I see it all the time in arguments over electoral reform. Opponents to reform often trot out arguments which are easily disproven and shown to be nonsense (MMP will turn Canada into Italy!) but fighting these arguments and demonstrating their pointlessness does little or nothing to change the minds of opponents to reform. Because those arguments are just the public face hiding the real reasons beneath. Why the true reasons might be hidden likely varies from situation to situation.

While deliberate conscious deceit is a possibility (paid shills arguing against global warming or the harm cause by tobacco, for example), I suspect the majority of cases are less deliberate, with the people in question hiding their true reasons almost instinctively or unconsciously, perhaps because their reasoning is not suitable for a typical 'rational' blog post or column format (I personally believe that many opponents of electoral reform are simply afraid of changing the system at some gut level but don't feel this is a 'worthy' reason to put into an argument). Other times the true reasons are selfish and thus counter-productive to admit to (Liberals support the current electoral system because it gives them absolute power with 40% of the votes and marginalizes alternative parties).

It makes for a difficult proposition sometimes.
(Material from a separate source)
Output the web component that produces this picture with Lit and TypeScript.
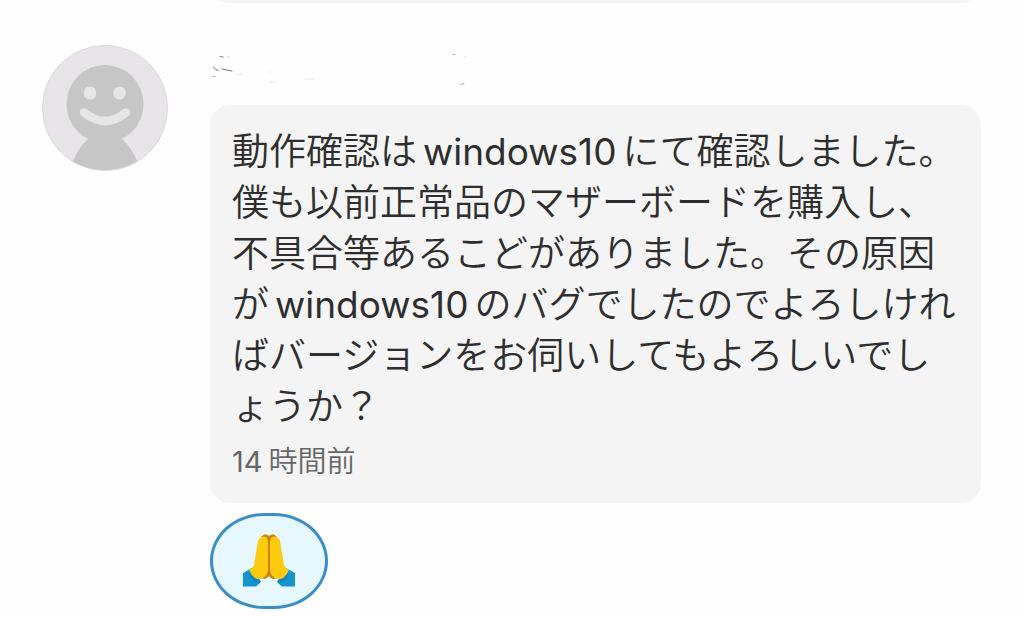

It may be relatively pointless to respond to the publicly stated reasons (kind of like sending weapons inspectors to Iraq, I suppose) but it is a bit of a dodgy business to try and determine an author's true motives and respond to them when they haven't and won't admit that those are their real reasons, and you may indeed be incorrect in your guess as to what is animating their incorrect arguments.

Anyway, if this gets any more abstract, I'm going to start sounding like Michael Ignatieff, and that's never good, so I'll leave it at that.